(Exercise):
Below are the records; pull every line that includes "page".

(Exercise input):
# # # #
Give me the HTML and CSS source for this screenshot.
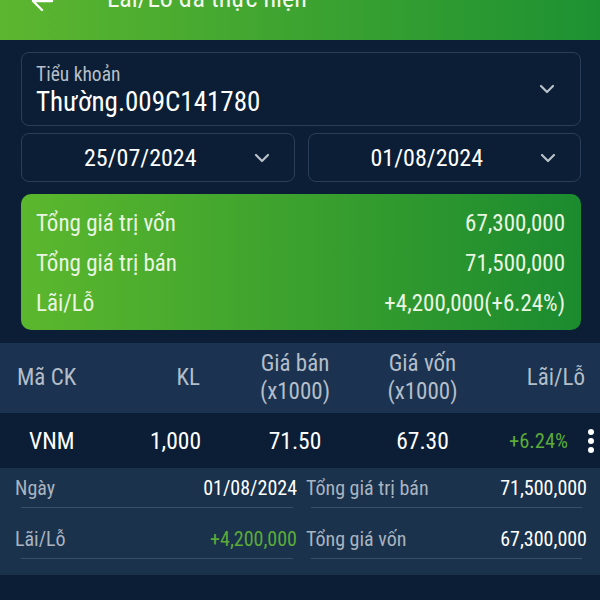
FILE: index.html
```html
<!DOCTYPE html>
<html lang="vi">
<head>
    <meta charset="UTF-8">
    <title>Lãi/Lỗ đã thực hiện</title>
    <link rel="stylesheet" href="styles.css">
</head>
<body>
    <header class="topbar">
        <svg class="back" width="24" height="24" viewBox="0 0 24 24">
            <path d="M22 12H3M12 3l-9 9 9 9" fill="none" stroke="#fff" stroke-width="2.4" stroke-linecap="round" stroke-linejoin="round"/>
        </svg>
        <h1>Lãi/Lỗ đã thực hiện</h1>
    </header>

    <div class="filters">
        <div class="select account">
            <div class="select-text">
                <div class="label">Tiểu khoản</div>
                <div class="value">Thường.009C141780</div>
            </div>
            <svg class="chevron" width="16" height="10" viewBox="0 0 16 10"><path d="M2 2l6 6 6-6" fill="none" stroke="#b9c1cb" stroke-width="2.2" stroke-linecap="round" stroke-linejoin="round"/></svg>
        </div>

        <div class="dates">
            <div class="select date">
                <span class="date-text">25/07/2024</span>
                <svg class="chevron" width="16" height="10" viewBox="0 0 16 10"><path d="M2 2l6 6 6-6" fill="none" stroke="#b9c1cb" stroke-width="2.2" stroke-linecap="round" stroke-linejoin="round"/></svg>
            </div>
            <div class="select date">
                <span class="date-text">01/08/2024</span>
                <svg class="chevron" width="16" height="10" viewBox="0 0 16 10"><path d="M2 2l6 6 6-6" fill="none" stroke="#b9c1cb" stroke-width="2.2" stroke-linecap="round" stroke-linejoin="round"/></svg>
            </div>
        </div>

        <div class="summary">
            <div class="sum-row"><span>Tổng giá trị vốn</span><span>67,300,000</span></div>
            <div class="sum-row"><span>Tổng giá trị bán</span><span>71,500,000</span></div>
            <div class="sum-row"><span>Lãi/Lỗ</span><span>+4,200,000(+6.24%)</span></div>
        </div>
    </div>

    <div class="grid head">
        <div class="c1">Mã CK</div>
        <div class="c2">KL</div>
        <div class="c3">Giá bán<br>(x1000)</div>
        <div class="c4">Giá vốn<br>(x1000)</div>
        <div class="c5">Lãi/Lỗ</div>
    </div>

    <div class="grid row">
        <div class="c1 code">VNM</div>
        <div class="c2">1,000</div>
        <div class="c3">71.50</div>
        <div class="c4">67.30</div>
        <div class="c5">
            <span class="up">+6.24%</span>
            <span class="kebab"><i></i><i></i><i></i></span>
        </div>
    </div>

    <div class="detail">
        <div class="field"><div class="field-line"><span class="k">Ngày</span><span class="v">01/08/2024</span></div></div>
        <div class="field"><div class="field-line"><span class="k">Tổng giá trị bán</span><span class="v">71,500,000</span></div></div>
        <div class="field"><div class="field-line"><span class="k">Lãi/Lỗ</span><span class="v up">+4,200,000</span></div></div>
        <div class="field"><div class="field-line"><span class="k">Tổng giá vốn</span><span class="v">67,300,000</span></div></div>
    </div>
</body>
</html>
```

FILE: styles.css
```css
* { box-sizing: border-box; }

body {
    margin: 0;
    width: 600px;
    height: 600px;
    overflow: hidden;
    background: #0b1e35;
    color: #fff;
    font-family: Roboto, "Noto Sans", sans-serif;
    font-stretch: 80%;
}

/* header (cut at the top of the shot) */
.topbar {
    height: 40px;
    display: flex;
    align-items: flex-start;
    overflow: hidden;
    background: linear-gradient(90deg, #5db62f, #1d9132);
}
.topbar .back { margin: -11px 0 0 30px; flex: none; }
.topbar h1 {
    margin: -17px 0 0 53px;
    font-size: 26px;
    line-height: 30px;
    font-weight: 400;
    color: #f2f8ee;
}

.filters { padding: 12px 19px 0 21px; }

.select {
    display: flex;
    align-items: center;
    border: 1px solid #2a3e57;
    border-radius: 8px;
}
.select .chevron { flex: none; }

.account { height: 74px; padding-left: 14px; }
.account .select-text { flex: 1; align-self: flex-start; padding-top: 11px; }
.account .label { font-size: 19.5px; line-height: 22px; color: #b6bec8; }
.account .value { font-size: 27px; line-height: 30px; margin-top: 1px; font-stretch: 77%; }
.account .chevron { margin-right: 25px; }

.dates {
    display: grid;
    grid-template-columns: 1fr 1fr;
    gap: 13px;
    margin-top: 7px;
}
.date { height: 49px; padding-left: 5px; }
.date-text { flex: 1; text-align: center; font-size: 24px; font-stretch: 77%; }
.date .chevron { margin-right: 24px; }

.summary {
    margin-top: 12px;
    height: 136px;
    padding: 9px 16px 0 15px;
    border-radius: 10px;
    background: linear-gradient(90deg, #5bb72d, #1b8b2f);
    color: #eaf6e3;
    font-size: 23px;
}
.sum-row {
    display: flex;
    justify-content: space-between;
    align-items: center;
    height: 40px;
}

/* table */
.grid {
    display: grid;
    grid-template-columns: 110px 120px 130px 125px 1fr;
    align-items: center;
}
.grid .c2 { text-align: right; padding-right: 30px; }
.grid .c3, .grid .c4 { text-align: center; }
.grid .c5 { text-align: right; }

.head {
    margin-top: 13px;
    height: 70px;
    background: #1b3350;
    color: #b4bec9;
    font-size: 23px;
    line-height: 28px;
}
.head .c1 { padding-left: 17px; }
.head .c5 { padding-right: 15px; }

.row {
    height: 55px;
    font-size: 23.5px;
    background: #0b1e35;
}
.row .c1 { padding-left: 29px; }
.row .c2 { padding-right: 29px; }
.row .c5 {
    display: flex;
    justify-content: flex-end;
    align-items: center;
    gap: 20px;
    padding-right: 6px;
}
.row .up { font-size: 20.5px; }

.up { color: #5cab38; }

.kebab { display: flex; flex-direction: column; gap: 3px; }
.kebab i { width: 6px; height: 6px; border-radius: 50%; background: #fff; }

/* expanded detail */
.detail {
    display: grid;
    grid-template-columns: 300px 300px;
    align-content: start;
    row-gap: 19px;
    height: 107px;
    padding-top: 8px;
    background: #1a324c;
    font-size: 20px;
    line-height: 24px;
}
.field {
    margin: 0 7px 0 21px;
    padding-bottom: 7px;
    border-bottom: 1px solid #394f69;
}
.field:nth-child(even) { margin: 0 18px 0 11px; }
.field-line { display: flex; justify-content: space-between; margin: 0 -4px 0 -6px; }
.field:nth-child(even) .field-line { margin: 0 -5px; }
.k { color: #a9b4c0; }
```
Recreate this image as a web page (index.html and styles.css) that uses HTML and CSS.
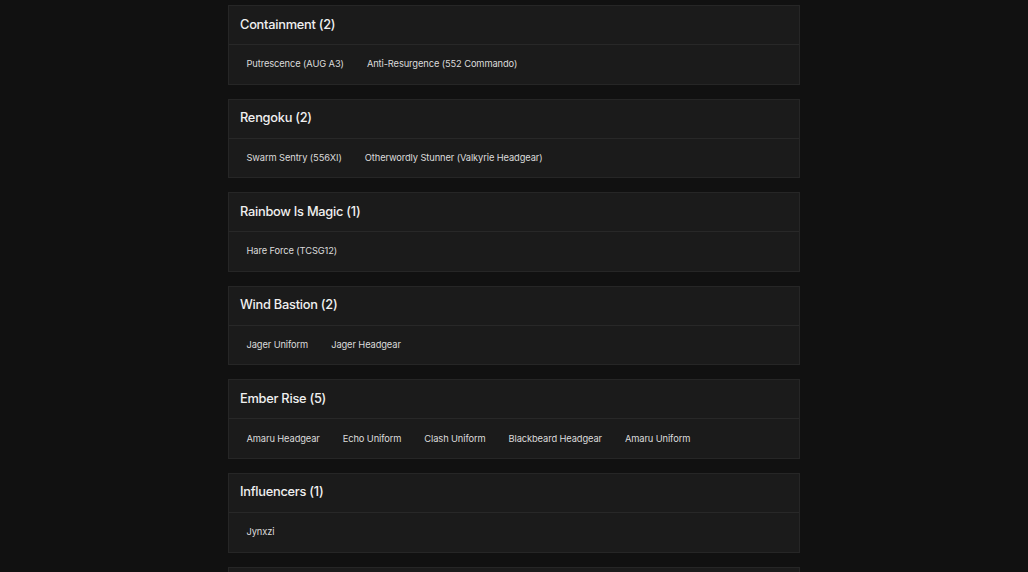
FILE: index.html
```html
<!DOCTYPE html>
<html>
<head>
<meta charset="utf-8">
<link rel="stylesheet" href="styles.css">
</head>
<body>
<main class="list">
  <section class="card">
    <h2 class="card-title">Containment (2)</h2>
    <div class="card-body"><span class="item">Putrescence (AUG A3)</span><span class="item">Anti-Resurgence (552 Commando)</span></div>
  </section>
  <section class="card">
    <h2 class="card-title">Rengoku (2)</h2>
    <div class="card-body"><span class="item">Swarm Sentry (556XI)</span><span class="item">Otherwordly Stunner (Valkyrie Headgear)</span></div>
  </section>
  <section class="card">
    <h2 class="card-title">Rainbow Is Magic (1)</h2>
    <div class="card-body"><span class="item">Hare Force (TCSG12)</span></div>
  </section>
  <section class="card">
    <h2 class="card-title">Wind Bastion (2)</h2>
    <div class="card-body"><span class="item">Jager Uniform</span><span class="item">Jager Headgear</span></div>
  </section>
  <section class="card">
    <h2 class="card-title">Ember Rise (5)</h2>
    <div class="card-body"><span class="item">Amaru Headgear</span><span class="item">Echo Uniform</span><span class="item">Clash Uniform</span><span class="item">Blackbeard Headgear</span><span class="item">Amaru Uniform</span></div>
  </section>
  <section class="card">
    <h2 class="card-title">Influencers (1)</h2>
    <div class="card-body"><span class="item">Jynxzi</span></div>
  </section>
  <section class="card card-last">
    <h2 class="card-title">&nbsp;</h2>
  </section>
</main>
</body>
</html>
```

FILE: styles.css
```css
html, body {
  margin: 0;
  padding: 0;
  background: #111111;
}
body {
  font-family: "Inter", "Open Sans", "Liberation Sans", sans-serif;
  color: #e8e8e8;
}
.list {
  width: 572px;
  margin: 0 auto;
  padding-top: 5px;
  display: flex;
  flex-direction: column;
  gap: 14px;
}
.card {
  background: #1b1b1b;
  border: 1px solid #262626;
  height: 79.6px;
  box-sizing: border-box;
  display: flex;
  flex-direction: column;
}
.card-title {
  margin: 0;
  height: 39px;
  box-sizing: border-box;
  padding: 0 11px 2px;
  display: flex;
  align-items: center;
  font-size: 12.8px;
  font-weight: 500;
  letter-spacing: -0.25px;
  color: #f0f0f0;
  border-bottom: 1px solid #282828;
}
.card-body {
  flex: 1;
  display: flex;
  align-items: center;
  padding: 0 6px 1px;
}
.item {
  font-size: 9.3px;
  font-weight: 400;
  letter-spacing: -0.1px;
  color: #dcdcdc;
  padding: 0 11.5px;
}
```
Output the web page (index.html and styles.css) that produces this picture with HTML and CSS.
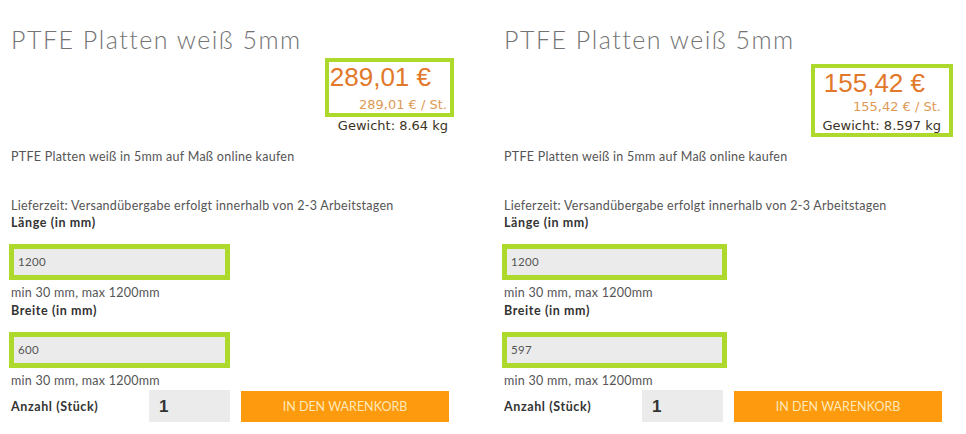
# # # #
(Problem solution):
Recreate this image as a web page (index.html and styles.css) that uses HTML and CSS.
Output the web page (index.html and styles.css) that produces this picture with HTML and CSS.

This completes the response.